Dalam hal penginjilan kepada orang-orang yang belum percaya, Ravi bukan hanya sibuk berdiskusi dan bertukar pikiran. Tahun 1971 merupakan salah satu titik penting awal Ravi dalam melakukan penginjilan langsung. Saat itu ia diundang untuk melewatkan musim panas di Vietnam, dan di sana ia melayani dan berdoa dengan para tawanan militer di Vietnam. Kemudian, perjalanan penginjilan selanjutnya terus meluas. Ia pun memulai pelayanan di Inggris untuk menjangkau Eropa, Timur Tengah, dan menyelesaikannya di Pasifik. Dalam setahun, ia menjadi biasa berkhotbah 600 kali di berbagai negara. Penginjilan menjadi gaya hidupnya dan membawanya bertemu segala bangsa.
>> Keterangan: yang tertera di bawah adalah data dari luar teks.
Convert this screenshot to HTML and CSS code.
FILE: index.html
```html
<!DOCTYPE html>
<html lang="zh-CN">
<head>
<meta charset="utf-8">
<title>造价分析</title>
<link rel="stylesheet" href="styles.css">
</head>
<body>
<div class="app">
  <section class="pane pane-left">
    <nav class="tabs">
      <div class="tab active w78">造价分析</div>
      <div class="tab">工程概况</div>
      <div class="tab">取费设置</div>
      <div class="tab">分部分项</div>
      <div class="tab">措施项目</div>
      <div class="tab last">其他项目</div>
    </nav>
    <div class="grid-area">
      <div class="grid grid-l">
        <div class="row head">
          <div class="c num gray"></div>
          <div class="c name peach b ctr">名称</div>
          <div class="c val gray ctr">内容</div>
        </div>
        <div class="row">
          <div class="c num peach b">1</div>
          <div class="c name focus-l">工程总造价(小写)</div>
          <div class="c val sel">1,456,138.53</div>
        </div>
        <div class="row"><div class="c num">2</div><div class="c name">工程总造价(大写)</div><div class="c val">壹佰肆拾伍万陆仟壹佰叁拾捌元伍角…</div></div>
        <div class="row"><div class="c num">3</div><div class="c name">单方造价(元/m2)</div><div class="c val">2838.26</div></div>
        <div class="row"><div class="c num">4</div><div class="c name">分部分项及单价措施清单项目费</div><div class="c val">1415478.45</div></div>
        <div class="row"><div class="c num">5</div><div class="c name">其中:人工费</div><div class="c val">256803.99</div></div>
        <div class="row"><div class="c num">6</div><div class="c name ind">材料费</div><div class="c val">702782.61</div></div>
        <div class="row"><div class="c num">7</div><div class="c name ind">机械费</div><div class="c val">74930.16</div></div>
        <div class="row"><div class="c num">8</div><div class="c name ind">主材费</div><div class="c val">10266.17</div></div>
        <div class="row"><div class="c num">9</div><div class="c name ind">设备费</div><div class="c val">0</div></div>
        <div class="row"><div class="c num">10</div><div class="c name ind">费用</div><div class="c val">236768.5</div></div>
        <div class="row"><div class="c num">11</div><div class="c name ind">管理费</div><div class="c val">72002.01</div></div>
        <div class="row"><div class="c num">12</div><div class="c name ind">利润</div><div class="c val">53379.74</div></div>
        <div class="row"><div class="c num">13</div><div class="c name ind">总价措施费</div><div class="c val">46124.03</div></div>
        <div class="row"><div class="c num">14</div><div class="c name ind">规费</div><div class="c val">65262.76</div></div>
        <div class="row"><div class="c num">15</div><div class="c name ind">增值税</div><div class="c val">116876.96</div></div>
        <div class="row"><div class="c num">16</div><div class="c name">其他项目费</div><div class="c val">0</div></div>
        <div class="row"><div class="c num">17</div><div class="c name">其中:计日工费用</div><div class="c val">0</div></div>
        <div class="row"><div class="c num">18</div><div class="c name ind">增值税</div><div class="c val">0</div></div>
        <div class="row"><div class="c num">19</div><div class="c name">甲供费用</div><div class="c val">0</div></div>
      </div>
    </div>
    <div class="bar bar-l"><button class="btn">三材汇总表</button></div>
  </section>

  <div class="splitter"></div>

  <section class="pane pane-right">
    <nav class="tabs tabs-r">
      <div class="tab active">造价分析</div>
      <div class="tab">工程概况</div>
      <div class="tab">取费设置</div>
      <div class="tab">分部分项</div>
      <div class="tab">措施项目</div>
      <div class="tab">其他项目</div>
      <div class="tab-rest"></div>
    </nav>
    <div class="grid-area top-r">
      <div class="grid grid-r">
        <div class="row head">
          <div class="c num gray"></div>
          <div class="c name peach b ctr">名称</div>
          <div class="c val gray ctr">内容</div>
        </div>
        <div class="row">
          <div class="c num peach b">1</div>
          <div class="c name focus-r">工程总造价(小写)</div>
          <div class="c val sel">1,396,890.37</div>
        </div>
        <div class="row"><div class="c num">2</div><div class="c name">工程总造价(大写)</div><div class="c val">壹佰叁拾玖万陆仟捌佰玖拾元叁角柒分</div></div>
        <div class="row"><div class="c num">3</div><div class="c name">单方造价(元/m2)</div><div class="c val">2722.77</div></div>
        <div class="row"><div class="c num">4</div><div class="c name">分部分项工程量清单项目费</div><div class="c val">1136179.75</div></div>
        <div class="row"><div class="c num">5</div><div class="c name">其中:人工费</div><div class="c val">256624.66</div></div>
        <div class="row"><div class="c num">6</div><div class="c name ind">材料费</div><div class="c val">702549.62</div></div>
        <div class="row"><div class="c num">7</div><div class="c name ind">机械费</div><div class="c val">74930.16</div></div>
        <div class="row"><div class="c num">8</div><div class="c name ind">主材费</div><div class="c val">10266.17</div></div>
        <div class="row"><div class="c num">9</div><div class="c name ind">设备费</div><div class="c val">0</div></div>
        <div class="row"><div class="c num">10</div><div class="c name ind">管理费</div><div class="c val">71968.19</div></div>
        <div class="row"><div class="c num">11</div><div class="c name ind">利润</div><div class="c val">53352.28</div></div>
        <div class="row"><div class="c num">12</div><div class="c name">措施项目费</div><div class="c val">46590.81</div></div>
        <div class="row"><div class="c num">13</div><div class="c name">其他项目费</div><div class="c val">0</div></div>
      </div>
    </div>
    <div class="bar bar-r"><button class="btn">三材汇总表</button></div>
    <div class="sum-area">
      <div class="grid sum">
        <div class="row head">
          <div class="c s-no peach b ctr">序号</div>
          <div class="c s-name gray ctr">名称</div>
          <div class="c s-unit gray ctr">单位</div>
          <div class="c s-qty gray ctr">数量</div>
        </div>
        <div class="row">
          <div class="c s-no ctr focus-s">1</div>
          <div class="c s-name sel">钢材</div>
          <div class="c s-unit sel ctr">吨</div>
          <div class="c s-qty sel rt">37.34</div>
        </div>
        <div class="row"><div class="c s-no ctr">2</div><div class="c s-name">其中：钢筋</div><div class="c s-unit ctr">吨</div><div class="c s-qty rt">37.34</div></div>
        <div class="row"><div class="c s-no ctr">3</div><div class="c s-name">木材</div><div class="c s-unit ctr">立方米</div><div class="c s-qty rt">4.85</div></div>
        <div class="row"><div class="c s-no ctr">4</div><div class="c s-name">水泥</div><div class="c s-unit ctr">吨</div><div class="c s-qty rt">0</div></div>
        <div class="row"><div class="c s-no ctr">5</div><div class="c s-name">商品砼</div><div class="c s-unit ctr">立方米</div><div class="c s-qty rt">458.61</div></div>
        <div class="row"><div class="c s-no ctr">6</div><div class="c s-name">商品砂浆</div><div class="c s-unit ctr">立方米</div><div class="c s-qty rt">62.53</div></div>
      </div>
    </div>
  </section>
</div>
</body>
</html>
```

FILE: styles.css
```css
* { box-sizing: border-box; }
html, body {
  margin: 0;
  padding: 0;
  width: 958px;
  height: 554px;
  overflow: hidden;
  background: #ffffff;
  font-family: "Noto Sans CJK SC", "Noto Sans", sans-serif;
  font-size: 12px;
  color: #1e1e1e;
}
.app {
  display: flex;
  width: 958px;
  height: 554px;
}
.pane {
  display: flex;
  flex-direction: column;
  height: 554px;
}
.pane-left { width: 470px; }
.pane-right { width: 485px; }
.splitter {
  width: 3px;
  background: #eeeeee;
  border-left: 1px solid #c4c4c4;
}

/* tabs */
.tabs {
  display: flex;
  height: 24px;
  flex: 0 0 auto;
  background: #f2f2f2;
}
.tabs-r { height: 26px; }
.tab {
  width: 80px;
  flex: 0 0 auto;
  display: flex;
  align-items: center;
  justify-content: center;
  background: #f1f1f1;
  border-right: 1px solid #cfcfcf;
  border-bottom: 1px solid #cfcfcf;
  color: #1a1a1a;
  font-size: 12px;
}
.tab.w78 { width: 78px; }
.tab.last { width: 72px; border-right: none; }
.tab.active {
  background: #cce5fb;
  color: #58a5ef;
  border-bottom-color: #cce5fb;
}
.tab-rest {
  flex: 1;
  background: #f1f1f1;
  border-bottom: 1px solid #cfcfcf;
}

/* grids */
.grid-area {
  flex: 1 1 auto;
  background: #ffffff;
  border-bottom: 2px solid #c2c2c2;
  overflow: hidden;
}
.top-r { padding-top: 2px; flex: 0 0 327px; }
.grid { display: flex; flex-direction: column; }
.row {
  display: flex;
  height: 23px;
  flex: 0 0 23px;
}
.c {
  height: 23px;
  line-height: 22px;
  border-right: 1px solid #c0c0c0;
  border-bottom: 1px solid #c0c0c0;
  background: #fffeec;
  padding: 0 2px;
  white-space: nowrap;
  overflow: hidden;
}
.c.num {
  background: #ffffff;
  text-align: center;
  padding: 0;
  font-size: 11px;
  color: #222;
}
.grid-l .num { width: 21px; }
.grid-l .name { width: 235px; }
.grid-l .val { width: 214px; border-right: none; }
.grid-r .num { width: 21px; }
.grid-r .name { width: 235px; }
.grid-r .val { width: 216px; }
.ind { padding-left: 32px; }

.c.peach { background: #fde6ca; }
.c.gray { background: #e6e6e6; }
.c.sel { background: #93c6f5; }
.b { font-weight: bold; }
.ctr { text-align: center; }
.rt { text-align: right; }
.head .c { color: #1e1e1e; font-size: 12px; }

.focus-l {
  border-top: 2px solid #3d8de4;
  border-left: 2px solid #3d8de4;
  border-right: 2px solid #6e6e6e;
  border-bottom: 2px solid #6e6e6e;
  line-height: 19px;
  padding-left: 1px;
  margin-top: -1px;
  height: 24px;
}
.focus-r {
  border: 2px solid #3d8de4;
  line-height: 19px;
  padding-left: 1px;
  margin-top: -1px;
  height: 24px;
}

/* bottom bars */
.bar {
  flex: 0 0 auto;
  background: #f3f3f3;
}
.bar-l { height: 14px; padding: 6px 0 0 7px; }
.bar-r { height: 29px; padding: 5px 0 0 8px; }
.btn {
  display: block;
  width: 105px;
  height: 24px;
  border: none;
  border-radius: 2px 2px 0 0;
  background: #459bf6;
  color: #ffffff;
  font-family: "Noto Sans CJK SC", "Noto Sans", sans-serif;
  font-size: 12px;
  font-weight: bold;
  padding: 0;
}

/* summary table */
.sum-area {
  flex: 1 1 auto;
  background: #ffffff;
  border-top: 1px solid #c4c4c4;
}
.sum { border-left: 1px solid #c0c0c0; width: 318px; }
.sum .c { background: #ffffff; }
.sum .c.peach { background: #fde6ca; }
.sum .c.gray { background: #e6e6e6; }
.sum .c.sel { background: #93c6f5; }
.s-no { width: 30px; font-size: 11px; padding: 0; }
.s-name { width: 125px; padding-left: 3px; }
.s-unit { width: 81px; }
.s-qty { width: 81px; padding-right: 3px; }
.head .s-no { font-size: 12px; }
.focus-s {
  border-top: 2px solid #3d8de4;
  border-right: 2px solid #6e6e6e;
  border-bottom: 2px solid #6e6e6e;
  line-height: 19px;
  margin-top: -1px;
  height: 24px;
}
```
Bahkan sampai akhir hidupnya, Ravi tetap bersemangat untuk menginjil, termasuk saat terbaring di rumah sakit karena kanker sarcoma yang langka yang menyerang bagian bawah dari tulang belakangnya lalu menyebar ke banyak bagian lain di dalam tubuhnya. Kanker itu memang terlambat ditemukan, dan akhirnya tim dokter yang merawat Ravi menyerah karena secara medis tidak ada lagi perawatan yang dapat diupayakan untuk menyembuhkan Ravi. Saat Ravi akan pulang dari rumah sakit setelah menjalani kemoterapi, ia memberitakan Injil kepada tiga orang perawat yang mengantarkannya ke dalam kendaraan. Rupanya tak ada tempat atau situasi yang tidak mendorongnya untuk ia menginjil dan bercerita tentang imannya kepada Kristus. Ini seperti yang dituliskannya setelah memasuki masa lepas dari perawatan medis, “Kisah injil adalah kisah kehidupan kekal. Hidupku ini unik dan aku akan selalu berada di hadirat Allah, karena aku ini milik-Nya. Aku tidak akan pernah ‘hilang’ atau tersesat. Aku tidak akan pernah ‘tersesat’, karena aku selalu bersama Dia yang menyelamatkan aku.”

 

Ya, dahulu hidup Ravi memang terhilang dan sesat, bahkan dalam kebodohannya maut nyaris merenggutnya, tetapi ia telah ditemukan oleh Yesus. Ia juga telah dituntun, diajar, dan dipercaya oleh Yesus menjadi anak, sahabat, dan pelayan-Nya. Ia telah dibawa Yesus ke dalam sebuah perjalanan panjang sebuah panggilan, yang dijawabnya dan yang menempanya menjadi pejuang iman yang tangguh di garis depan pertempuran rohani di akhir zaman ini. Setelah belasan tahun awal hidupnya seolah sia-sia dan tanpa arah, puluhan tahun berikutnya ia jalani dengan tekun dan setia melayani Yesus, yang telah menyelamatkan hidupnya. Pada usia 74 tahun, Ravi Zacharias akhirnya pulang untuk bertemu muka dengan Yesus yang amat dicintainya itu.

 

Di bumi, keluarga merelakan dan mengiringi berpulangnya Ravi Zacharias dengan limpahan kasih, doa, serta pengagungan kepada Tuhan. Rekan-rekan pelayanan dari berbagai negara serta orang-orang “biasa” yang telah menerima dampak pribadi dari pelayanan Ravi pun bersatu hati dalam kasih dan ucapan syukur kepada Tuhan, sekaligus doa penghiburan bagi keluarga Ravi. Ravi sendiri telah pulang untuk tinggal bersama dengan Sang Pencipta dan Sang Penyelamatnya dalam keabadian. Ia telah menyelesaikan pertandingan imannya dan mahkota kemuliaan telah menanti dengan sambutan meriah di surga sana, dengan ucapan hangat dari Yesus, “Masuklah dan turutlah dalam kebahagiaan tuanmu; baik sekali pekerjaanmu, hai hamba-Ku yang setia.”

 

Benarlah kata pepatah, gajah mati meninggalkan gading, harimau mati meninggalkan belang, manusia mati meninggalkan nama; kematian Ravi pun dikenang orang di seluruh dunia karena imannya yang teguh kepada Tuhan dan ketekunannya berjalan dalam panggilan. Panggilan Tuhan yang dijawab oleh Ravi membuatnya berdampak. Sungguh masa hidupnya menjadi sebuah kehidupan yang diubah dengan luar biasa, dijalani dalam kegigihan dan kesetiaan, serta diakhiri dengan keindahan dan keharuman Kristus sendiri.